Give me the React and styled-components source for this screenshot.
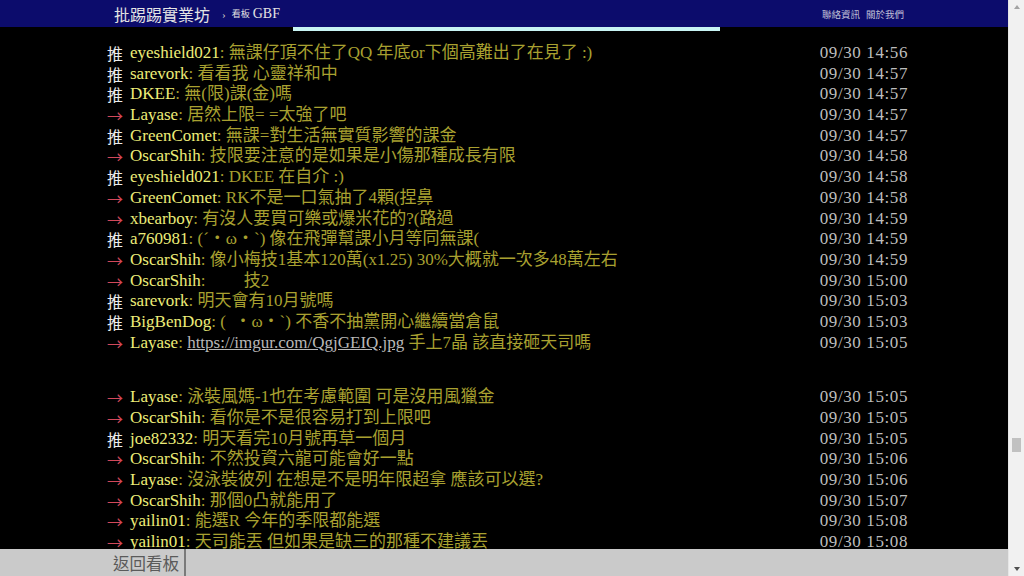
import React from "react";
import styled, { createGlobalStyle } from "styled-components";

const pushes = [
  { tag: "推", user: "eyeshield021", text: "無課仔頂不住了QQ 年底or下個高難出了在見了 :)", time: "09/30 14:56" },
  { tag: "推", user: "sarevork", text: "看看我 心靈祥和中", time: "09/30 14:57" },
  { tag: "推", user: "DKEE", text: "無(限)課(金)嗎", time: "09/30 14:57" },
  { tag: "→", user: "Layase", text: "居然上限= =太強了吧", time: "09/30 14:57" },
  { tag: "推", user: "GreenComet", text: "無課=對生活無實質影響的課金", time: "09/30 14:57" },
  { tag: "→", user: "OscarShih", text: "技限要注意的是如果是小傷那種成長有限", time: "09/30 14:58" },
  { tag: "推", user: "eyeshield021", text: "DKEE 在自介 :)", time: "09/30 14:58" },
  { tag: "→", user: "GreenComet", text: "RK不是一口氣抽了4顆(捏鼻", time: "09/30 14:58" },
  { tag: "→", user: "xbearboy", text: "有沒人要買可樂或爆米花的?(路過", time: "09/30 14:59" },
  { tag: "推", user: "a760981", text: "(ˊ・ω・ˋ) 像在飛彈幫課小月等同無課(", time: "09/30 14:59" },
  { tag: "→", user: "OscarShih", text: "像小梅技1基本120萬(x1.25) 30%大概就一次多48萬左右", time: "09/30 14:59" },
  { tag: "→", user: "OscarShih", text: "        技2", time: "09/30 15:00" },
  { tag: "推", user: "sarevork", text: "明天會有10月號嗎", time: "09/30 15:03" },
  { tag: "推", user: "BigBenDog", text: "(  ‧ω‧ˋ) 不香不抽黨開心繼續當倉鼠", time: "09/30 15:03" },
  {
    tag: "→",
    user: "Layase",
    link: "https://imgur.com/QgjGEIQ.jpg",
    text: " 手上7晶 該直接砸天司嗎",
    time: "09/30 15:05",
    gapAfter: true
  },
  { tag: "→", user: "Layase", text: "泳裝風媽-1也在考慮範圍 可是沒用風獵金", time: "09/30 15:05" },
  { tag: "→", user: "OscarShih", text: "看你是不是很容易打到上限吧", time: "09/30 15:05" },
  { tag: "推", user: "joe82332", text: "明天看完10月號再草一個月", time: "09/30 15:05" },
  { tag: "→", user: "OscarShih", text: "不然投資六龍可能會好一點", time: "09/30 15:06" },
  { tag: "→", user: "Layase", text: "沒泳裝彼列 在想是不是明年限超拿 應該可以選?", time: "09/30 15:06" },
  { tag: "→", user: "OscarShih", text: "那個0凸就能用了", time: "09/30 15:07" },
  { tag: "→", user: "yailin01", text: "能選R 今年的季限都能選", time: "09/30 15:08" },
  { tag: "→", user: "yailin01", text: "天司能丟 但如果是缺三的那種不建議丟", time: "09/30 15:08" }
];

export default function App() {
  return (
    <>
      <GlobalStyle />
      <Shell>
        <Page>
          <TopBar>
            <TopInner>
              <SiteTitle>批踢踢實業坊</SiteTitle>
              <Crumb>›</Crumb>
              <BoardLabel>看板</BoardLabel>
              <BoardName>GBF</BoardName>
              <TopLinks>
                <TopLink>聯絡資訊</TopLink>
                <TopLink>關於我們</TopLink>
              </TopLinks>
            </TopInner>
          </TopBar>
          <Main>
            <Container>
              <HighlightBar />
              {pushes.map((p, i) => (
                <React.Fragment key={i}>
                  <PushRow>
                    <PushTag arrow={p.tag === "→"}>{p.tag}</PushTag>
                    <PushUser>{p.user}</PushUser>
                    <PushContent>
                      {": "}
                      {p.link && <PushLink>{p.link}</PushLink>}
                      {p.text}
                    </PushContent>
                    <PushTime>{p.time}</PushTime>
                  </PushRow>
                  {p.gapAfter && <RichGap />}
                </React.Fragment>
              ))}
            </Container>
          </Main>
          <Footer>
            <FooterInner>
              <BackButton>返回看板</BackButton>
            </FooterInner>
          </Footer>
        </Page>
        <ScrollBar>
          <ArrowUp />
          <Track>
            <Thumb />
          </Track>
          <ArrowDown />
        </ScrollBar>
      </Shell>
    </>
  );
}

const GlobalStyle = createGlobalStyle`
  html, body {
    margin: 0;
    padding: 0;
    height: 100%;
    overflow: hidden;
    background: #000000;
  }
  body {
    font-family: "Liberation Serif", "Noto Sans CJK TC", serif;
  }
`;

const Shell = styled.div`
  display: flex;
  width: 100vw;
  height: 100vh;
`;

const Page = styled.div`
  flex: 1;
  min-width: 0;
  display: flex;
  flex-direction: column;
`;

const TopBar = styled.div`
  flex: none;
  height: 27px;
  background: #0c0c6c;
`;

const TopInner = styled.div`
  max-width: 800px;
  height: 100%;
  margin: 0 auto;
  padding: 0 0 0 10px;
  box-sizing: border-box;
  display: flex;
  align-items: center;
`;

const SiteTitle = styled.span`
  font-size: 16px;
  color: #e4e4e4;
`;

const Crumb = styled.span`
  margin: 0 6px 0 12px;
  font-size: 11px;
  color: #c8c8c8;
`;

const BoardLabel = styled.span`
  font-size: 9px;
  color: #e0e0e0;
  margin-right: 3px;
`;

const BoardName = styled.span`
  font-size: 14px;
  color: #e4e4e4;
`;

const TopLinks = styled.div`
  margin-left: auto;
  display: flex;
  gap: 6px;
`;

const TopLink = styled.span`
  font-size: 9.5px;
  color: #c0c0d8;
`;

const Main = styled.div`
  flex: 1;
  overflow: hidden;
  background: #000000;
`;

const Container = styled.div`
  width: 800px;
  margin: 0 auto;
  padding-left: 3px;
  padding-top: 1px;
  box-sizing: border-box;
`;

const HighlightBar = styled.div`
  width: 427px;
  height: 4px;
  margin: -1px 0 12px 186px;
  background: #c8f4f4;
`;

const PushRow = styled.div`
  display: flex;
  height: 20.7px;
  line-height: 20.7px;
  font-size: 17px;
  white-space: pre;
`;

const PushTag = styled.span`
  width: 23px;
  flex: none;
  font-family: "Noto Sans CJK TC", sans-serif;
  font-size: 16px;
  color: ${(p) => (p.arrow ? "#d2485a" : "#ececec")};
`;

const PushUser = styled.span`
  color: #eded78;
`;

const PushContent = styled.span`
  color: #a8a030;
`;

const PushLink = styled.span`
  color: #b8b8b8;
  text-decoration: underline;
`;

const PushTime = styled.span`
  margin-left: auto;
  margin-right: -4px;
  color: #bdbdbd;
  letter-spacing: 0.6px;
`;

const RichGap = styled.div`
  height: 34px;
`;

const Footer = styled.div`
  flex: none;
  height: 27px;
  background: #cacaca;
`;

const FooterInner = styled.div`
  width: 800px;
  height: 100%;
  margin: 0 auto;
  display: flex;
`;

const BackButton = styled.div`
  display: flex;
  align-items: center;
  padding: 0 5px 0 9px;
  font-size: 16.5px;
  font-family: "Noto Sans CJK TC", sans-serif;
  color: #5a5a5a;
  border-right: 2px solid #7a7a7a;
`;

const ScrollBar = styled.div`
  flex: none;
  width: 16px;
  height: 100%;
  display: flex;
  flex-direction: column;
  align-items: center;
  background: #f1f1f1;
  border-left: 1px solid #e6e6e6;
  box-sizing: border-box;
`;

const ArrowUp = styled.div`
  flex: none;
  margin: 5px 0 6px;
  width: 0;
  height: 0;
  border-left: 3.5px solid transparent;
  border-right: 3.5px solid transparent;
  border-bottom: 4px solid #a3a3a3;
`;

const ArrowDown = styled.div`
  flex: none;
  margin: 6px 0 5px;
  width: 0;
  height: 0;
  border-left: 3.5px solid transparent;
  border-right: 3.5px solid transparent;
  border-top: 4px solid #505050;
`;

const Track = styled.div`
  flex: 1;
  width: 100%;
  display: flex;
  flex-direction: column;
  align-items: center;
`;

const Thumb = styled.div`
  margin-top: 423px;
  width: 9px;
  height: 14px;
  background: #c1c1c1;
`;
——————
> [Exercise task] Gather all the lines that include the word "React" and copy them out.

> [Answer to the exercise]
Give me the React and styled-components source for this screenshot.
import React from "react";
                <React.Fragment key={i}>
                </React.Fragment>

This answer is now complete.